We believe that stagflation is the most likely end game, as growth seems a big ask when consumers the world over are out of savings and at max credit card balances. Energy, food and services will continue to push higher as retail goods find the going a little stickier. Flagship TVs are being discounted at launch, and phone fatigue is real.
Equity indices will be drawn between being an alternative to the fading fiat currencies and their lofty valuations and lack of growth, but ultimately stagflation is a beast that kills everything except metals and commodities.
Structural Bank Trauma – hold to maturity?
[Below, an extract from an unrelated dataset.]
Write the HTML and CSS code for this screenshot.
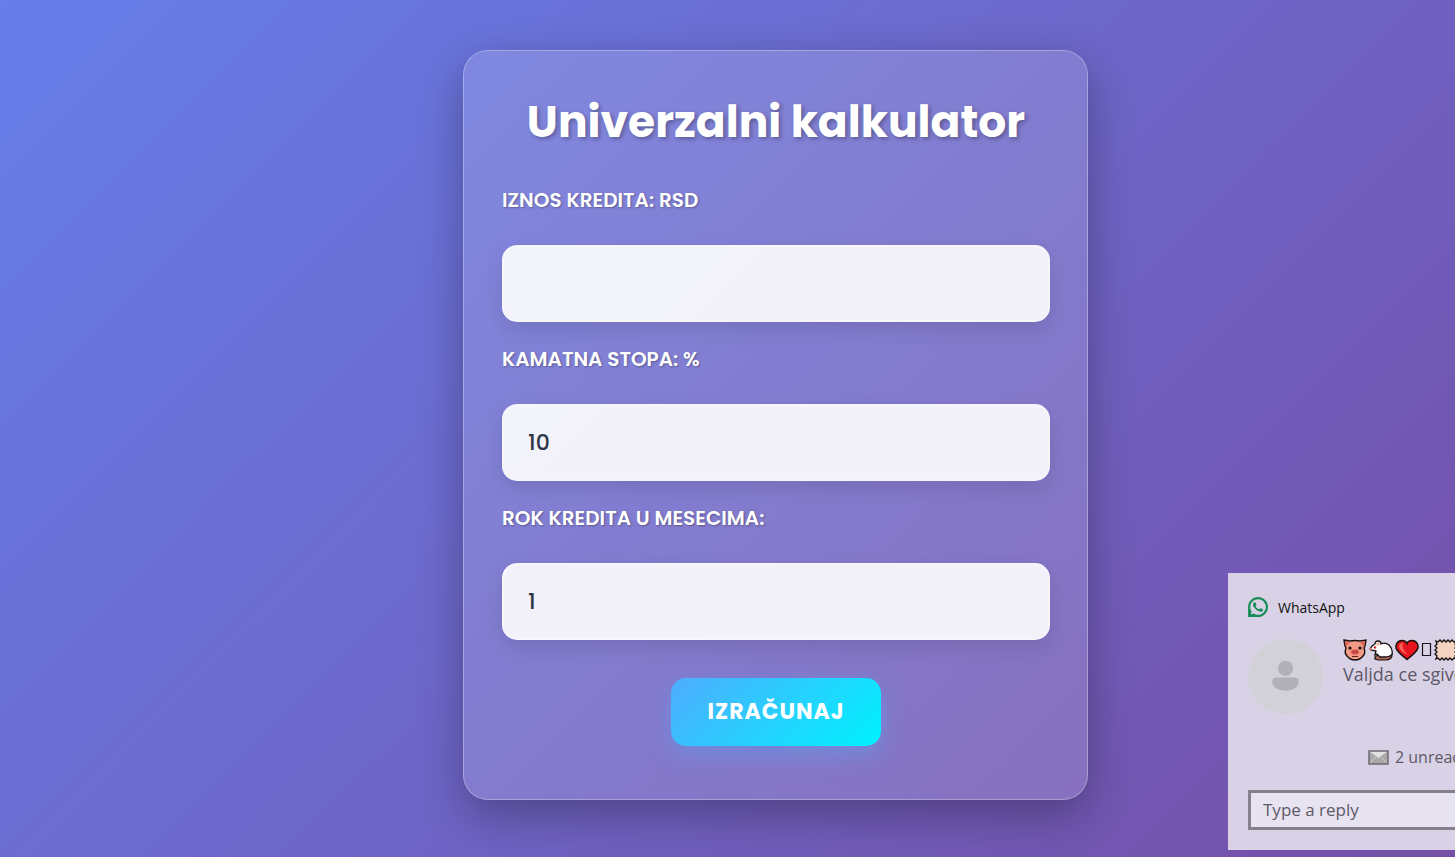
FILE: index.html
```html
<!DOCTYPE html>
<html lang="sr-Latn">
<head>
<meta charset="utf-8">
<meta name="viewport" content="width=device-width, initial-scale=1">
<title>Univerzalni kalkulator</title>
<link rel="stylesheet" href="styles.css">
</head>
<body>
<main class="page">
  <form class="card">
    <h1 class="title">Univerzalni kalkulator</h1>
    <div class="field">
      <label class="label" for="amount">Iznos kredita: RSD</label>
      <input class="input" id="amount" type="text" inputmode="decimal">
    </div>
    <div class="field">
      <label class="label" for="rate">Kamatna stopa: %</label>
      <input class="input" id="rate" type="text" inputmode="decimal" value="10">
    </div>
    <div class="field">
      <label class="label" for="months">Rok kredita u mesecima:</label>
      <input class="input" id="months" type="text" inputmode="numeric" value="1">
    </div>
    <button class="submit" type="button">Izračunaj</button>
  </form>
</main>

<aside class="toast" aria-label="WhatsApp">
  <header class="toast-head">
    <svg class="toast-logo" viewBox="0 0 24 24" aria-hidden="true"><path fill="#168c56" d="M17.472 14.382c-.297-.149-1.758-.867-2.03-.967-.273-.099-.471-.148-.67.15-.197.297-.767.966-.94 1.164-.173.199-.347.223-.644.075-.297-.15-1.255-.463-2.39-1.475-.883-.788-1.48-1.761-1.653-2.059-.173-.297-.018-.458.13-.606.134-.133.298-.347.446-.52.149-.174.198-.298.298-.497.099-.198.05-.371-.025-.52-.075-.149-.669-1.612-.916-2.207-.242-.579-.487-.5-.669-.51-.173-.008-.371-.01-.57-.01-.198 0-.52.074-.792.372-.272.297-1.04 1.016-1.04 2.479 0 1.462 1.065 2.875 1.213 3.074.149.198 2.096 3.2 5.077 4.487.709.306 1.262.489 1.694.625.712.227 1.36.195 1.871.118.571-.085 1.758-.719 2.006-1.413.248-.694.248-1.289.173-1.413-.074-.124-.272-.198-.57-.347M12 0C5.400 0 .1 5.350 .1 11.900V24H12c6.600 0 12-5.500 12-12.100S18.600 0 12 0m0 2.600c5.200 0 9.400 4.200 9.400 9.300s-4.200 9.500-9.400 9.500c-1.900 0-3.700-.5-5.300-1.500l-3.500 1 1.200-3.400c-1.100-1.600-1.700-3.600-1.700-5.600 0-5.100 4.200-9.300 9.300-9.300"/></svg>
    <span>WhatsApp</span>
  </header>
  <div class="toast-body">
    <svg class="avatar" viewBox="0 0 74 74" aria-hidden="true">
      <circle cx="37" cy="37" r="37" fill="#d2d1d7"/>
      <circle cx="37" cy="29" r="7.500" fill="#b1afb8"/>
      <path d="M28 38h18q4 0 4 4c0 6-6 9-13 9s-13-3-13-9q0-4 4-4z" fill="#b1afb8"/>
    </svg>
    <div class="message">
      <div class="sender">
        <svg class="emoji" viewBox="0 0 24 22" role="img" aria-label="prase">
          <path d="M1 1l6 1q5-1 10 0l6-1-1 6-1 2q2 5-1 8-3 4-8 4t-8-4q-3-3-1-8L2 7z" fill="#f29a86" stroke="#17100f" stroke-width="1.400"/>
          <path d="M2 2l5 1-4 5zM22 2l-5 1 4 5z" fill="#df6356"/>
          <circle cx="7" cy="9" r="1.600" fill="#111"/><circle cx="17" cy="9" r="1.600" fill="#111"/>
          <ellipse cx="12" cy="13" rx="4" ry="2.700" fill="#dc5552"/>
          <circle cx="10.500" cy="13" r=".8" fill="#71231f"/><circle cx="13.500" cy="13" r=".8" fill="#71231f"/>
          <path d="M9 17.500h6" stroke="#5d211c"/>
        </svg>
        <svg class="emoji" viewBox="0 0 24 22" role="img" aria-label="miš">
          <path d="M6 20q-1-3 4-4l11 1 2-3q1 7-7 7H9z" fill="#b5695c" stroke="#17100f" stroke-width="1.200"/>
          <path d="M1 10q2-4 5-5 0-3 3-3t3 3q4-2 8 1 4 4 3 9-2 3-7 3h-5l-3-3-2 1 1-4-5-1z" fill="#fff" stroke="#17100f" stroke-width="1.300"/>
          <circle cx="9" cy="5" r="1.800" fill="#f5b7aa"/><circle cx="6" cy="8.500" r="1.200" fill="#d82b28"/><circle cx="1.700" cy="10" r="1.200" fill="#e08072"/>
        </svg>
        <svg class="emoji" viewBox="0 0 24 22" role="img" aria-label="srce">
          <path d="M12 20.500Q5 15 2 11C-1 6 3 1.500 7 1.500q4 0 5 3 1-3 5-3c4 0 8 4.500 5 9.500q-3 4-10 9.500z" fill="#e9141f" stroke="#17100f" stroke-width="1.500"/>
          <path d="M4 7q1-3 4-3-2 5 5 12Q4 12 4 7z" fill="#f4655a"/>
        </svg>
        <svg class="tofu" viewBox="0 0 11 22" aria-hidden="true"><path d="M1.500 4.500h8v12h-8z" fill="none" stroke="#17131b" stroke-width="1.200"/></svg>
        <svg class="emoji" viewBox="0 0 24 22" aria-hidden="true"><path d="M2 2l2 1 2-2 2 2 2-2 2 2 2-2 2 2 2-2 2 2 2-1-1 3 2 2-2 2 2 2-2 2 2 2-2 2 1 3-2-1-2 2-2-2-2 2-2-2-2 2-2-2-2 2-2-2-2 1 1-3-2-2 2-2-2-2 2-2-2-2 2-2z" fill="#f5d3c1" stroke="#17100f" stroke-width="1.300"/></svg>
      </div>
      <p class="text">Valjda ce sgive</p>
    </div>
  </div>
  <div class="unread">
    <svg class="mail" viewBox="0 0 21 15" aria-hidden="true">
      <path d="M1 1h19v13H1z" fill="#aaa9aa"/>
      <path d="M1 14l7-7M20 14l-7-7" stroke="#cac9cb"/>
      <path d="M1 1h19l-9.500 7z" fill="#e3e2e4"/>
      <path d="M1 1h19v13H1z" fill="none" stroke="#6d6973" stroke-width="1.500"/>
    </svg>
    <span>2 unread</span>
  </div>
  <input class="reply" type="text" placeholder="Type a reply" aria-label="Type a reply">
</aside>
</body>
</html>
```
FILE: styles.css
```css
* {
  box-sizing: border-box;
}

body {
  margin: 0;
  min-height: 100vh;
  font-family: Poppins, Inter, "Open Sans", sans-serif;
  background: linear-gradient(135deg, #667eea 0%, #764ba2 108%);
}

.page {
  display: flex;
  justify-content: center;
  padding: 50px 0 50px 96px;
}

.card {
  display: flex;
  flex-direction: column;
  width: 100%;
  max-width: 625px;
  padding: 39px 37px 53px 38px;
  border: 1px solid rgba(255, 255, 255, 0.3);
  border-radius: 25px;
  background: rgba(255, 255, 255, 0.15);
  box-shadow: 0 15px 45px rgba(0, 0, 0, 0.3);
}

.title {
  margin: 0 0 31px;
  font-size: 44px;
  font-weight: 700;
  line-height: 64px;
  text-align: center;
  white-space: nowrap;
  color: #fff;
  text-shadow: 2px 2px 4px rgba(0, 0, 0, 0.3);
}

.field {
  display: flex;
  flex-direction: column;
  gap: 30px;
  margin-bottom: 22px;
}

.label {
  font-size: 20px;
  font-weight: 600;
  line-height: 30px;
  text-transform: uppercase;
  color: #fff;
  text-shadow: 1px 1px 2px rgba(0, 0, 0, 0.3);
}

.input {
  width: 100%;
  height: 77px;
  padding: 0 24px;
  border: 2px solid rgba(255, 255, 255, 0.3);
  border-radius: 15px;
  background: rgba(255, 255, 255, 0.9);
  box-shadow: 0 8px 20px rgba(0, 0, 0, 0.1);
  font: 500 22px Poppins, Inter, sans-serif;
  color: #2d3748;
  outline: none;
}

.submit {
  align-self: center;
  margin-top: 16px;
  padding: 17px 37px;
  border: 0;
  border-radius: 15px;
  background: linear-gradient(135deg, #4facfe 0%, #00f2fe 100%);
  box-shadow: 0 8px 25px rgba(79, 172, 254, 0.4);
  font: 700 22px/34px Poppins, Inter, sans-serif;
  letter-spacing: 1px;
  text-transform: uppercase;
  color: #fff;
}

.toast {
  position: fixed;
  right: 0;
  bottom: 7px;
  width: 227px;
  padding: 20px 0 20px 20px;
  overflow: hidden;
  background: #d9d1e6;
  font-family: "Segoe UI", "Open Sans", sans-serif;
  white-space: nowrap;
  color: #5d5966;
}

.toast-head {
  display: flex;
  align-items: center;
  gap: 10px;
  height: 28px;
  font-size: 14px;
  color: #111;
}

.toast-logo {
  width: 20px;
  height: 20px;
}

.toast-body {
  display: flex;
  gap: 20px;
  margin-top: 18px;
}

.avatar {
  flex: none;
  width: 75px;
  height: 75px;
}

.sender {
  display: flex;
  gap: 2px;
  height: 22px;
}

.emoji {
  flex: none;
  width: 24px;
  height: 22px;
}

.tofu {
  flex: none;
  width: 11px;
  height: 22px;
}

.text {
  margin: 0;
  font-size: 18px;
  line-height: 26px;
}

.unread {
  display: flex;
  align-items: center;
  gap: 6px;
  height: 28px;
  margin: 29px 0 19px 120px;
  font-size: 16px;
}

.mail {
  flex: none;
  width: 21px;
  height: 15px;
}

.reply {
  display: block;
  width: 320px;
  height: 40px;
  padding: 0 12px 2px;
  border: 3px solid #85808c;
  border-radius: 0;
  background: #e8e3f1;
  font: 17px "Segoe UI", "Open Sans", sans-serif;
  color: #5d5966;
  outline: none;
}

.reply::placeholder {
  color: #5d5966;
  opacity: 1;
}
```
Banks are now data managers. I think they will be competing with Apple. Good luck with that. Retail deposit holders are fast realising that they don’t need savings in a bank and are running to money market funds at unprecedented rates. Western banks are about to feel enormous pressure on their funding and will continue to fail as they are forced to sell their bond portfolios to pay withdrawals. Refusing to mark bond holdings to market, and instead claiming they will hold to maturity is, at best, folly, is certainly poor practice, and at worst, criminal. Anyone doing this, bank, pension fund, insurance company, is in line for the slaughterhouse and will not be spared.
It’s currently the fashion to suggest that JP Morgan will simply gobble them up for cents in the dollar, but all bank problems always become too big for trite solutions. Shorting banks is a trade paved with hedge fund traders’ bodies, and KRE has suffered a lot already, but I would run short with a tightish stop.
AI
It seems right now that the market thinks NVDA is the only company that will benefit from AI (Edit: add Telsa now). Yes, they have printed some impressive earnings, but it reeks of a bowling ball being pushed through a hose. Of course there will be benefits and fortunes made, but the hype-tail is wagging the dog right now and NVDA could easily fill a gap in it’s chart down to $360..and still be a good story.
The AI space seems to be hotly competitive, so the road will be littered with failed start ups and dead end ideas. I am not resourced enough to pick the winners. Perhaps I should just ask ChatGPT.
Trade/Position Summary
One-eyed deer: Gold and gold miners
Runner up: GSR sell mid 80s, own commodities
Honourable mentions: Short banks, Fade equity indices, Sell VIX puts
Chart lab
Four decades of training..
An entire generation (or even two) of market participants have been trained to believe that interest rates only go lower over time. The last year of complete destruction of this trend has almost everyone involved wondering what to do.
I have seen predictions that rates will “normalise” again soon, by which the pundit means rates will get back to what they believe to be normal levels of 2-3%. Our contention is that rates are indeed normalising right now, to a “normal” level of 5-6%.
How far do you want to push the risk premium?
NDX (orange) vs inverted rates.
Weekly gold
The current weekly gold chart could be the most constructive chart I have ever seen.
The most analogous period I can find is around 2005; The way the short MA is glancing off the longer, the threat of taking out the last high from a few years back, the resurgence after being 5-6 years in the doldrums. Predictions from this formation could be considered a little extreme to believably print here, but you should be thinking in multiples rather than percentages.
Where is the fear?
The VIX index may have a couple of points downside potential, but a program of collecting premium from 12-13 strike puts is a very good idea for those comfortable with that type of profile.